From Erica (guide) on this year’s camping trip: “It was absolutely epic. Camped on the most beautiful glacier lake. We couldn’t land on the beach because of the rocky shore and the big open swells from the Shelikof Strait. We hoped to find a route to be able to get guests to see the whale for upcoming trips, however, with the distance to the lake and the overgrowth of vegetation, it just wouldn’t be possible. On the second day, we tried a different route which took forever and was likely around 7 miles roundtrip. On the beach with the whale, it was absolutely so much fun. There were two to three wolves present at one time and they were howling. Lance (guide) howled back at them and they were answering him which was very cool. The whale was huge and very smelly. At one point one of the bears, had his head entirely in the whale with a flap of skin across his head like a shower curtain *giggles*. The bears and wolves were keeping an eye on each other, but they were sharing. They would take naps signaling a food coma. At another point, there was an otter on a rock eating a fish when one of the bears swam up to the rock and tried to grab the otter. At the last second, the otter noticed and jumped off the rock. It was just ridiculously cool. We had so much fun, it was the absolute best.”
As a company, camping with the bears allows us to reacquaint ourselves with the land and the bears. We do this every spring before our busy season kicks off to refresh the skills we’ve built through the years. Although our staff uses these trips as trainings, we personally enjoy them so much more besides the fact that it is an important portion of our jobs.

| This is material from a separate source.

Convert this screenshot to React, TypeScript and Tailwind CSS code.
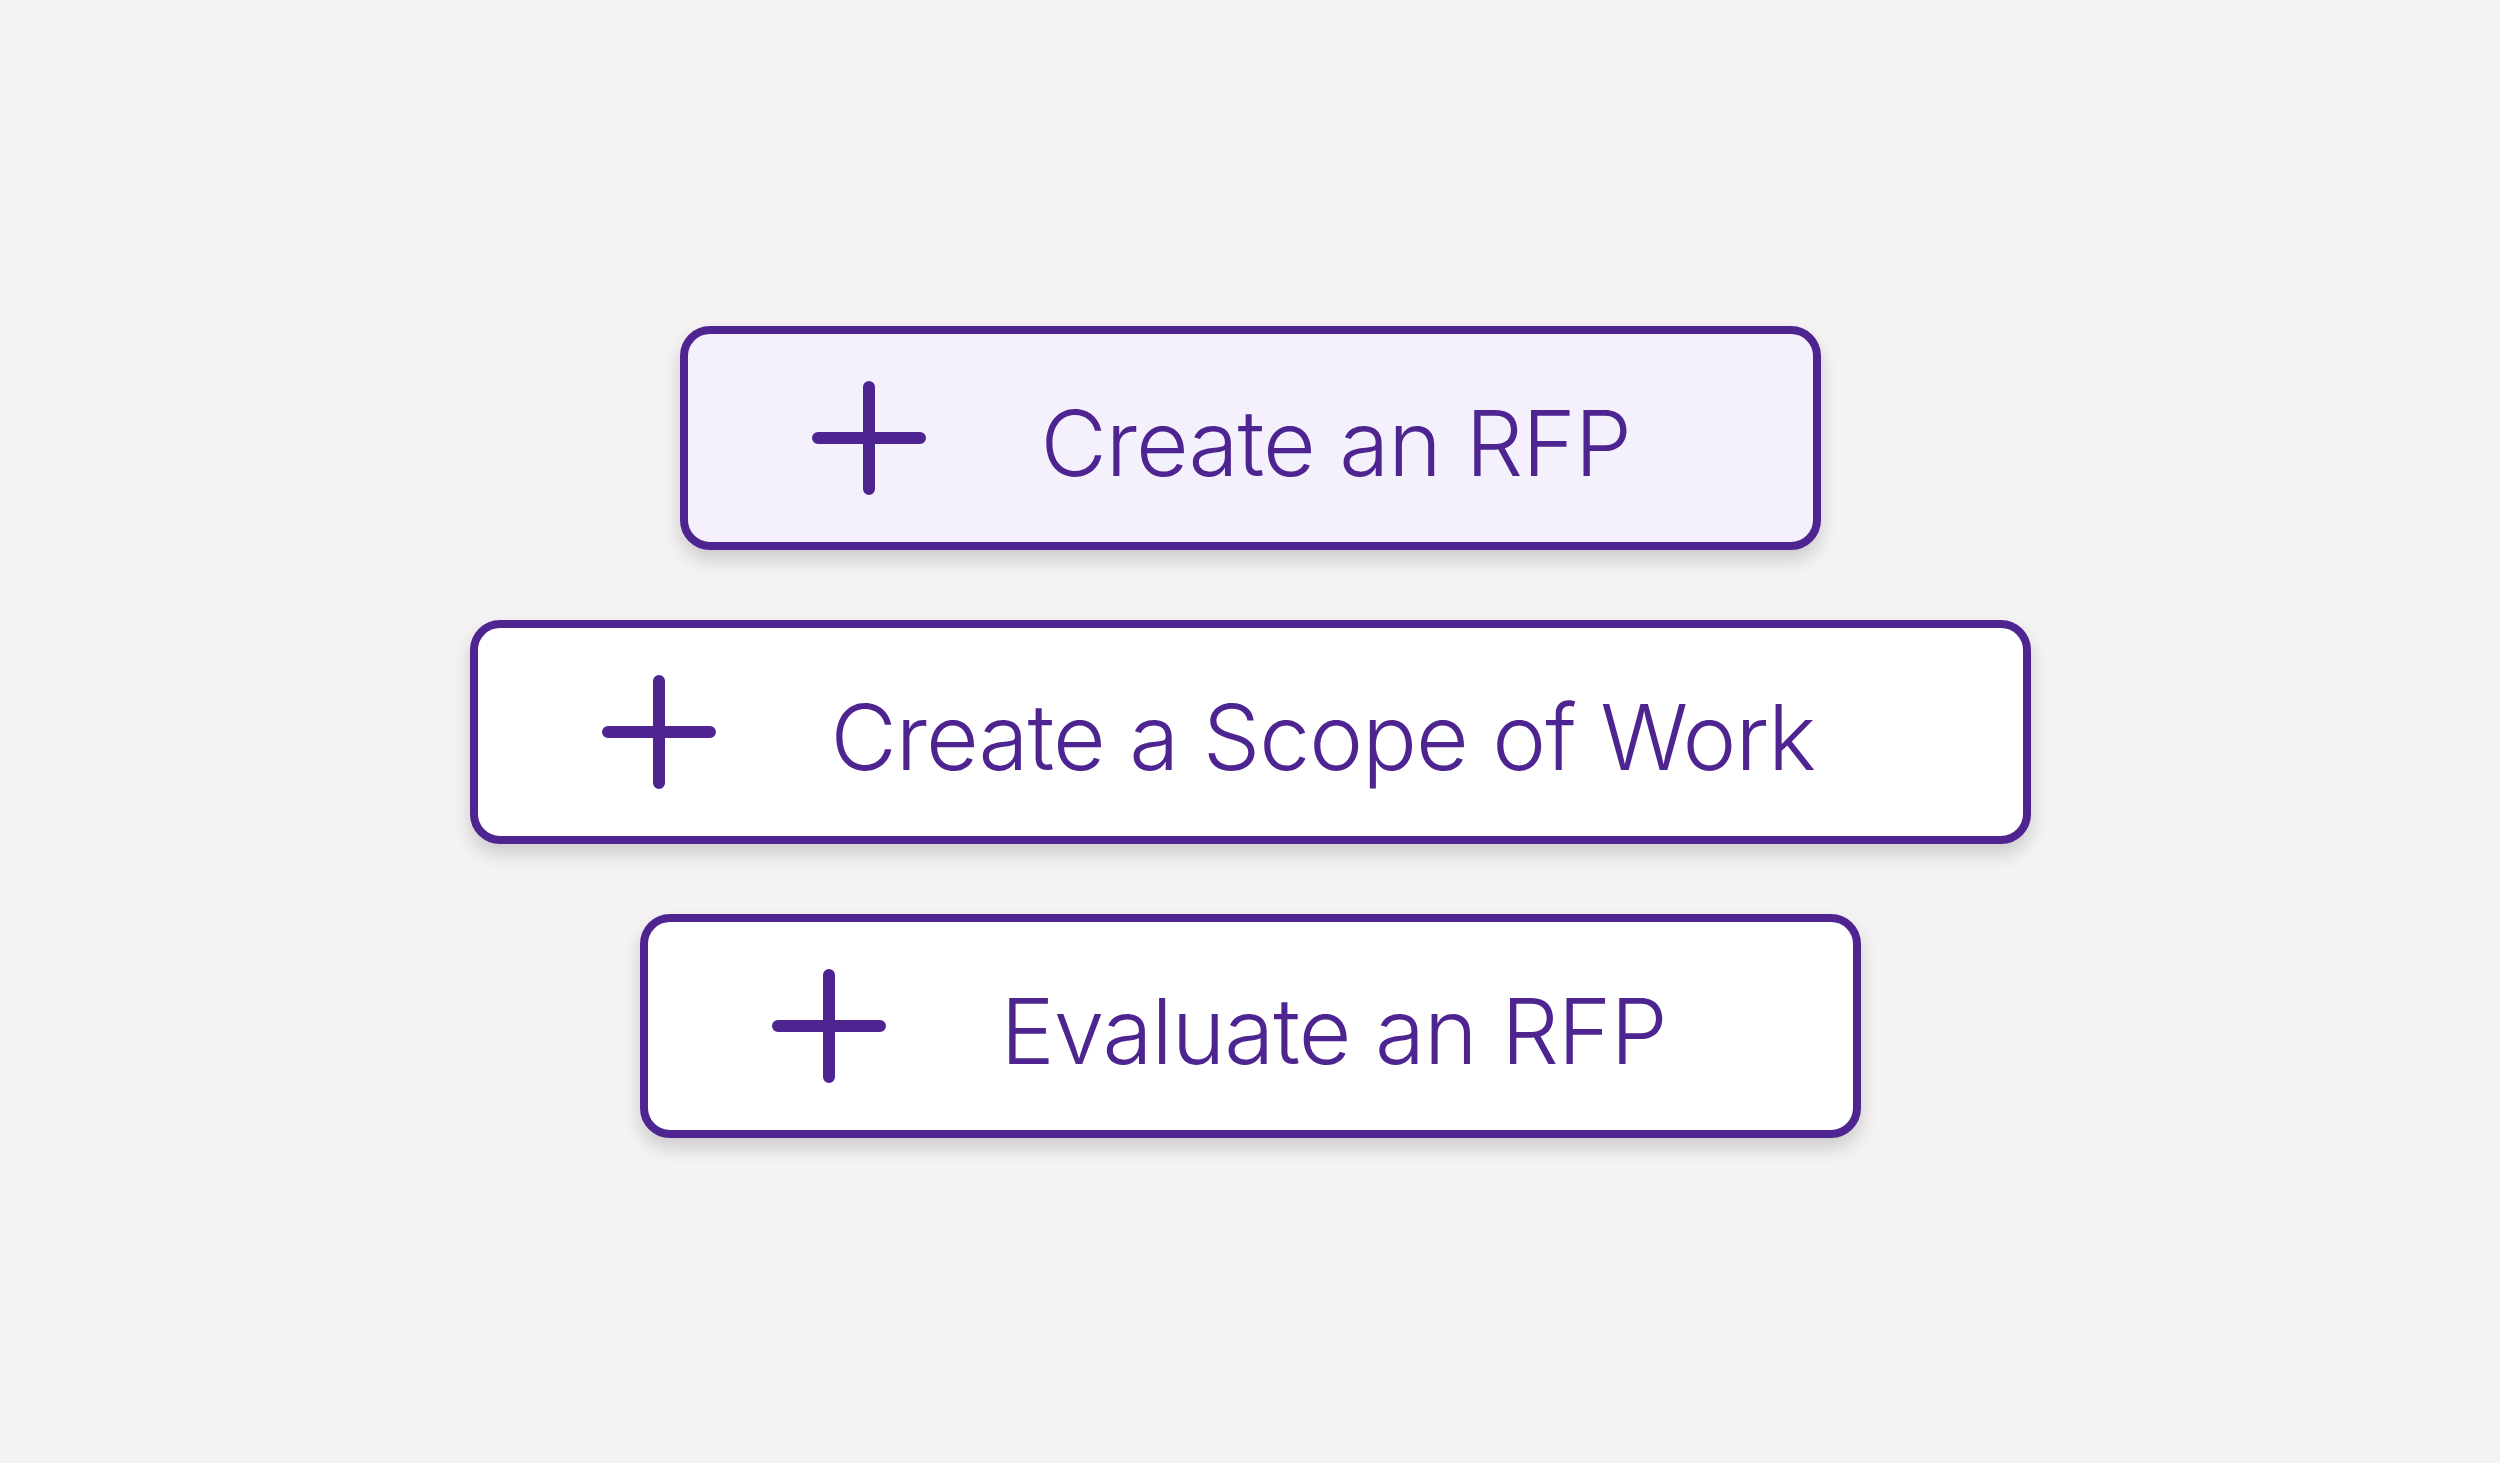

If you ever have the opportunity to camp in Katmai National Park, it will be a truly magical experience, one that is hard to fully describe. Spending the time to see the meadows, the creeks, and the wildlife as day and night progress, is just an indescribable feeling. It’s as if you too become a part of the wild.
Being the 3rd largest park in the United States, there are many areas to explore within Katmai National Park and Preserve. Whether bear viewing, fishing, hiking, packrafting, or just general enjoyment and exploring, you’ll want to do your research ahead of time to get the most out of your adventure. Visiting respectfully allows you and future visitors the same opportunity to explore such a magnificent and untouched part of our world.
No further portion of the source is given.